The Ultimate Bait and Switch
All of the combat imbalances and missing context could perhaps be overlooked if the game delivered a profound, sweeping narrative. It does not.
After surviving the brutal rhythm mechanics and wandering aimlessly through the gorgeous pixelated streets, the game just ends. You reach the forest, your characters experience a mildly dramatic event with a weeping man, and the screen fades to black. There are no credits. There is no real resolution. The narrative simply stops dead in its tracks.
The scope of the content here is roughly equivalent to a single opening chapter. You get a tutorial, two mandatory fights, a handful of optional bosses, and then a brick wall. The advertising implies a grand adventure, but the reality is that you are purchasing a two to three hour teaser.
Selling a prologue without the transparency of an Early Access label is a terrible business practice. If a game is unfinished, it needs to be clearly labeled as such on the storefront. I genuinely respect the developer for working overtime to fix the bugs and make the game playable. That shows real passion and dedication to the craft. But demanding a high asking price for a concept that has barely left the prototyping phase is entirely deceptive to the consumer.

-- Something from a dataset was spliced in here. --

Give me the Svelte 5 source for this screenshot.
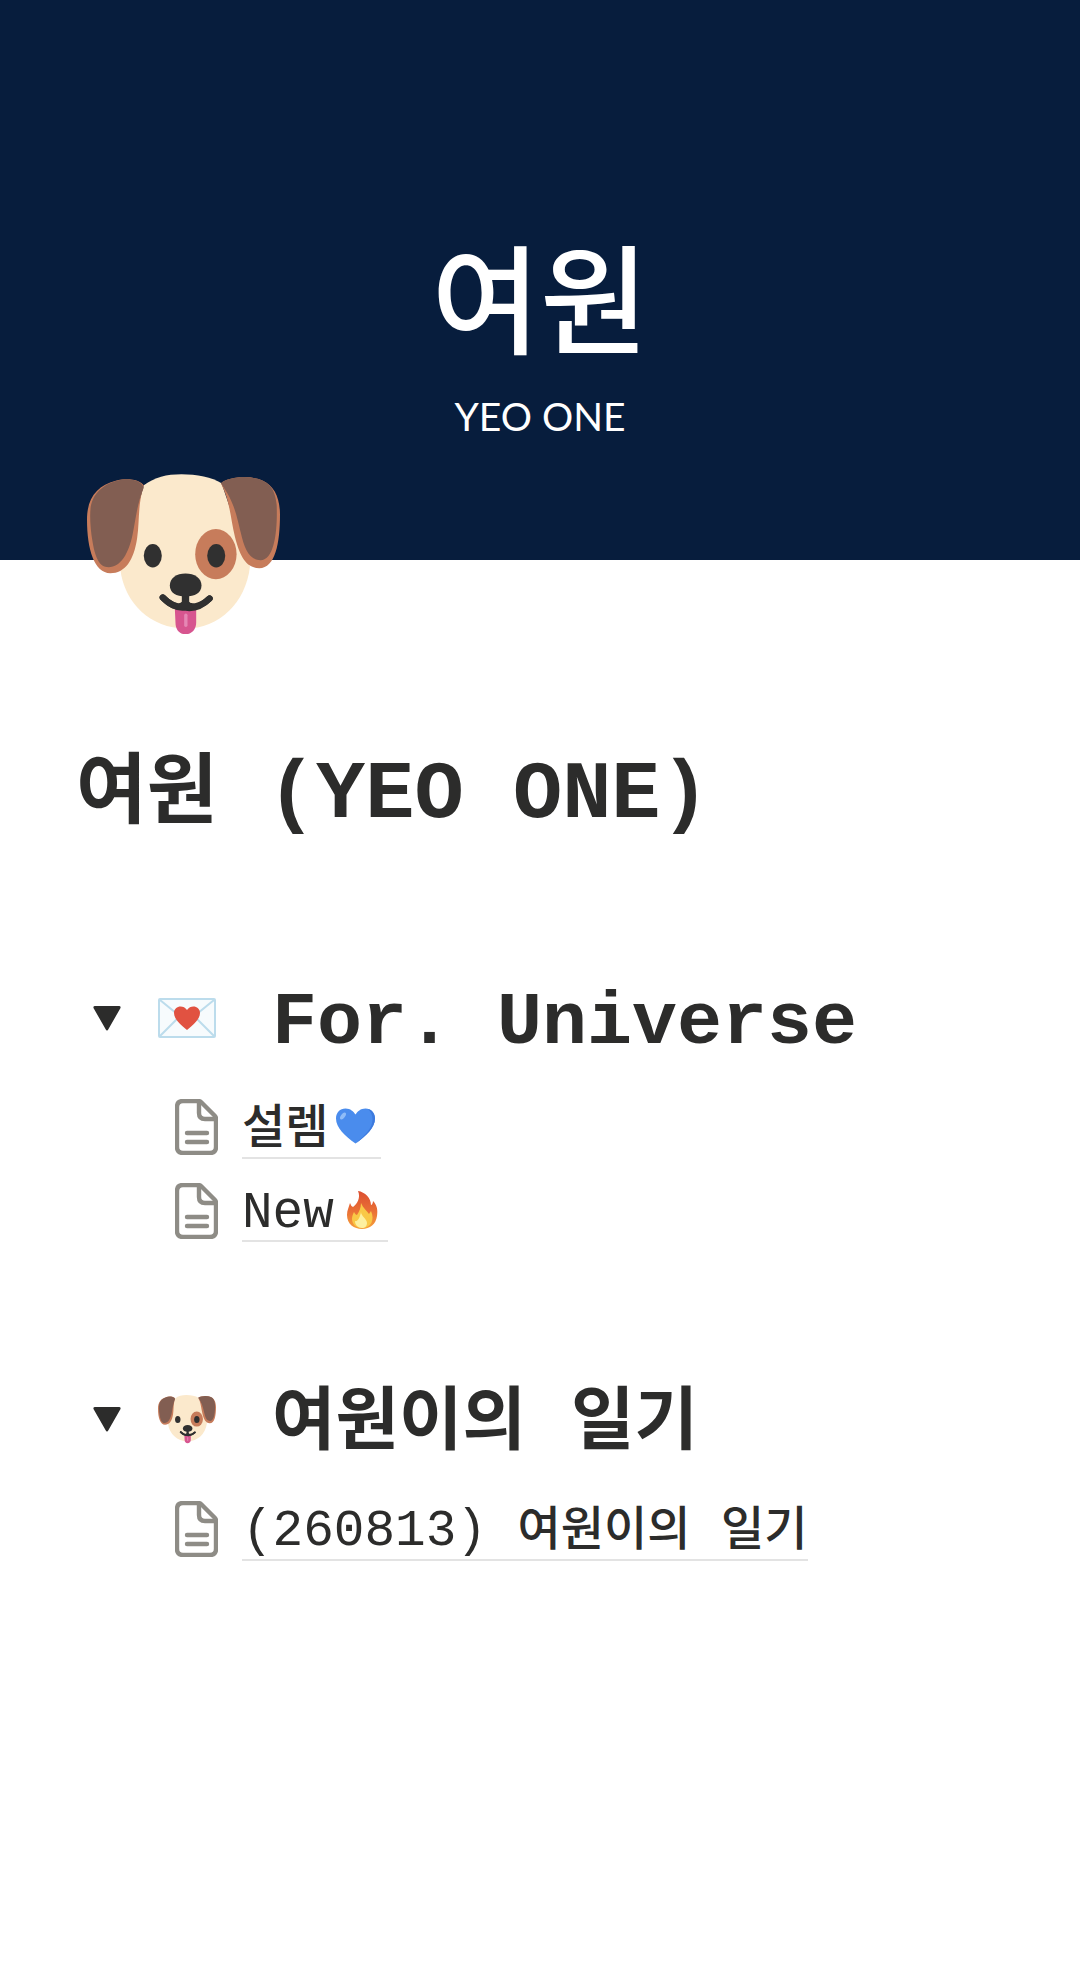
<script lang="ts">
  let sections = $state([
    {
      icon: "letter",
      title: [{ text: "For. Universe", ko: false }],
      open: true,
      pages: [
        { parts: [{ text: "설렘", ko: true }], emoji: "heart" },
        { parts: [{ text: "New", ko: false }], emoji: "fire" },
      ],
    },
    {
      icon: "dog",
      title: [
        { text: "여원이의", ko: true },
        { text: " ", ko: false },
        { text: "일기", ko: true },
      ],
      open: true,
      pages: [
        {
          parts: [
            { text: "(260813) ", ko: false },
            { text: "여원이의", ko: true },
            { text: " ", ko: false },
            { text: "일기", ko: true },
          ],
          emoji: "",
        },
      ],
    },
  ]);
</script>

{#snippet dog()}
  <svg class="dog" viewBox="52 43 578 480" aria-hidden="true">
    <path
      d="M222 77C255 53 290 44 335 44s92 9 120 27l85 249c-12 108-92 186-194 186S164 430 152 330Z"
      fill="#fbe9cc"
    />
    <path
      d="M222 77c-12-18-50-23-84-14C83 78 52 112 52 180c0 88 22 160 70 160 44 0 70-38 80-104 8-52 1-96 20-159Z"
      fill="#c77c5b"
    />
    <path
      d="M222 84c-8-24-46-31-84-20-40 12-66 38-74 72-5 26-2 72 4 106 8 50 20 80 49 80 36 0 60-40 72-100 9-46 15-98 33-138Z"
      fill="#825e52"
    />
    <path
      d="M453 71c24-20 86-26 126-8 33 15 51 50 51 102 0 84-14 160-62 160-42 0-60-42-73-94-13-53-14-106-42-160Z"
      fill="#c77c5b"
    />
    <path
      d="M453 71c24-20 86-26 126-8 26 12 37 34 41 72 3 70-5 166-48 166-34 0-48-32-60-84-16-68-23-94-59-146Z"
      fill="#825e52"
    />
    <ellipse cx="438" cy="283" rx="62" ry="75" fill="#c77c5b" />
    <ellipse cx="249" cy="288" rx="27" ry="35" fill="#303030" />
    <ellipse cx="439" cy="288" rx="27" ry="35" fill="#303030" />
    <path d="M315 446h64v42c0 22-14 35-32 35s-30-13-30-35Z" fill="#d7558f" />
    <path d="M348 466v30" stroke="#e587b4" stroke-width="10" stroke-linecap="round" />
    <path
      d="M279 413c28 30 60 34 68 14 10 22 46 14 72-11"
      fill="none"
      stroke="#303030"
      stroke-width="19"
      stroke-linecap="round"
    />
    <path
      d="M279 413c22 22 44 32 64 30M419 416c-20 20-42 30-66 28"
      fill="none"
      stroke="#303030"
      stroke-width="19"
      stroke-linecap="round"
    />
    <path d="M336 400h22v26l14 20c-10 6-18 4-25-2-8 8-18 8-28 2l17-20Z" fill="#303030" />
    <path
      d="M300 377c0-22 20-36 47-36s48 14 48 36-20 33-48 33-47-11-47-33Z"
      fill="#303030"
    />
  </svg>
{/snippet}

{#snippet emoji(name: string)}
  {#if name === "dog"}
    {@render dog()}
  {:else if name === "letter"}
    <svg class="letter" viewBox="0 0 58 40" aria-hidden="true">
      <rect x="1" y="1" width="56" height="38" rx="1" fill="#f7fbfd" stroke="#bcdcec" stroke-width="2" />
      <path d="M2 2l27 22L56 2M2 38l19-19M56 38L37 19" fill="none" stroke="#bcdcec" stroke-width="2" />
      <path
        d="M29 32C22 26 16 21 16 15c0-7 9-9 13-3 4-6 13-4 13 3 0 6-6 11-13 17Z"
        fill="#e15241"
      />
    </svg>
  {:else if name === "heart"}
    <svg class="heart" viewBox="0 0 39 36" aria-hidden="true">
      <path
        d="M19.500 35.500C9 28 0 20 0 10.500 0 4.500 4 .5 9.500.5c5 0 8 3 10 6 2-3 5-6 10-6 5.500 0 9.500 4 9.500 10 0 9.500-9 17.500-19.500 25Z"
        fill="#4a8ced"
      />
      <path
        d="M32 1c4 1 7 5 7 9.500 0 9.500-9 17.500-19.500 25 9-8 17-15 17-24 0-5-2-8-4.500-10.500Z"
        fill="#3d7add"
      />
      <ellipse cx="7" cy="8" rx="2" ry="4" fill="#8fbcf7" transform="rotate(38 7 8)" />
    </svg>
  {:else if name === "fire"}
    <svg class="fire" viewBox="0 0 32 38" aria-hidden="true">
      <defs>
        <linearGradient id="flame" x1="0" y1="0" x2="0" y2="1">
          <stop offset="0" stop-color="#dc4f31" />
          <stop offset=".55" stop-color="#ea7136" />
          <stop offset="1" stop-color="#f6a13a" />
        </linearGradient>
      </defs>
      <path
        d="M12 0c7 1 13 7 13 14 1 0 2-2 2-4 4 4 5 9 4 15-1 8-7 13-15 13S1 33 1 24c0-5 2-8 3-12 1 2 1 3 3 4C11 13 15 7 12 0Z"
        fill="url(#flame)"
      />
      <path
        d="M15 12c2 5 6 8 8 11l2-3c4 9 0 17-9 17-6 0-10-4-10-9 0-3 1-5 2-7 1 2 2 3 3 3 2-3 4-7 4-12Z"
        fill="#f9c846"
      />
      <path d="M15 21c0 4 6 7 6 11 0 3-2 5-5 5-4 0-7-3-7-7 3 1 5-4 6-9Z" fill="#fdf0a0" />
    </svg>
  {/if}
{/snippet}

<header class="cover">
  <div class="signature">
    <p class="signature-ko" lang="ko">여원</p>
    <p class="signature-en">YEO ONE</p>
  </div>
</header>

<main>
  <div class="page-icon">{@render dog()}</div>
  <h1><span class="ko" lang="ko">여원</span> (YEO ONE)</h1>

  {#each sections as section}
    <section>
      <div class="heading">
        <button
          class="toggle"
          class:closed={!section.open}
          aria-label="Toggle section"
          aria-expanded={section.open}
          onclick={() => (section.open = !section.open)}
        >
          <svg viewBox="0 0 28 25" aria-hidden="true">
            <path d="M2 0h24q2 0 1.500 2L15.500 23q-1.500 3-3 0L.5 2Q0 0 2 0Z" fill="#2c2c2b" />
          </svg>
        </button>
        <span class="section-icon">{@render emoji(section.icon)}</span>
        <h2>{#each section.title as part}<span class:ko={part.ko}>{part.text}</span>{/each}</h2>
      </div>

      {#if section.open}
        <ul>
          {#each section.pages as page}
            <li>
              <svg class="doc" viewBox="0 0 43 56" aria-hidden="true">
                <path
                  d="M8 2h15q2 0 3 1l14 14q1 1 1 3v28q0 6-6 6H8q-6 0-6-6V8q0-6 6-6Z"
                />
                <path d="M24 3v11q0 6 6 6h11M12 34h20M12 43h20" />
              </svg>
              <a href="#page">
                <span class="label">{#each page.parts as part}<span class:ko={part.ko}>{part.text}</span>{/each}</span>
                {@render emoji(page.emoji)}
              </a>
            </li>
          {/each}
        </ul>
      {/if}
    </section>
  {/each}
</main>

<style>
  :global(body) {
    margin: 0;
    background-color: #fff;
    color: #2c2c2b;
    font-family: "Liberation Mono", "Noto Sans CJK KR", monospace;
  }

  svg {
    display: block;
    flex: none;
  }

  .cover {
    box-sizing: border-box;
    display: flex;
    justify-content: center;
    height: 560px;
    padding-top: 210px;
    background-color: #071d3d;
    color: #fff;
  }

  .signature {
    text-align: center;
  }

  .signature p {
    margin: 0;
  }

  .signature-ko {
    font-family: "Noto Sans CJK KR", sans-serif;
    font-size: 118px;
    font-weight: 500;
    line-height: 168px;
  }

  .signature-en {
    font-family: Lato, sans-serif;
    font-size: 39px;
    line-height: 76px;
  }

  main {
    padding: 0 76px 80px;
  }

  .page-icon {
    position: relative;
    width: 193px;
    height: 160px;
    margin: -86px 0 110px 11px;
  }

  .dog {
    width: 100%;
  }

  h1,
  h2 {
    margin: 0;
    font-weight: 700;
    white-space: pre-wrap;
  }

  h1 {
    margin-bottom: 115px;
    font-size: 82px;
    line-height: 104px;
  }

  h1 .ko {
    font-size: 77px;
  }

  section {
    margin-bottom: 112px;
  }

  .heading {
    display: flex;
    align-items: center;
    min-height: 108px;
    margin-bottom: 13px;
    padding-left: 17px;
  }

  .toggle {
    width: 28px;
    padding: 0;
    border: 0;
    background: none;
    cursor: pointer;
  }

  .toggle.closed {
    transform: rotate(-90deg);
  }

  .section-icon {
    width: 58px;
    margin: 0 56px 0 37px;
  }

  h2 {
    padding-top: 12px;
    font-size: 75px;
    line-height: 96px;
  }

  h2 .ko {
    font-size: 69px;
  }

  ul {
    margin: 0;
    padding: 0 0 0 99px;
    list-style: none;
  }

  li {
    display: flex;
    align-items: center;
    gap: 24px;
    min-height: 84px;
  }

  .doc {
    width: 43px;
    fill: none;
    stroke: #8e8c86;
    stroke-width: 4.4;
    stroke-linecap: round;
    stroke-linejoin: round;
  }

  a {
    display: flex;
    align-items: center;
    gap: 8px;
    border-bottom: 2px solid #e3e3e3;
    color: inherit;
    font-size: 51px;
    line-height: 52px;
    text-decoration: none;
  }

  .label {
    padding-top: 8px;
    white-space: pre-wrap;
  }

  a .ko {
    font-size: 47px;
    font-weight: 500;
  }

  .heart {
    width: 39px;
    margin-right: 6px;
  }

  .fire {
    width: 32px;
    margin: 0 10px 0 4px;
  }
</style>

Away From Home is a beautiful mirage. The pixel art is incredible, the soundtrack is phenomenal, and the rhythm combat is genuinely engaging once you learn the timing. But the abrupt ending and lack of a complete campaign completely sour the experience. There is a very real core of brilliance buried in here, but you should not have to pay full price for a fraction of a story. Keep your money in your wallet until the rest of the game actually exists.
The Verdict
Away From Home boasts incredible art and a fun combat loop, but selling a three hour unfinished prologue as a full release is a deeply frustrating choice.
Score: 5.5/10 - A gorgeous, beautifully functioning appetizer that leaves you entirely starved for the main course.
We at NLM received a key for this game for free, this however didn't impact our review in any way.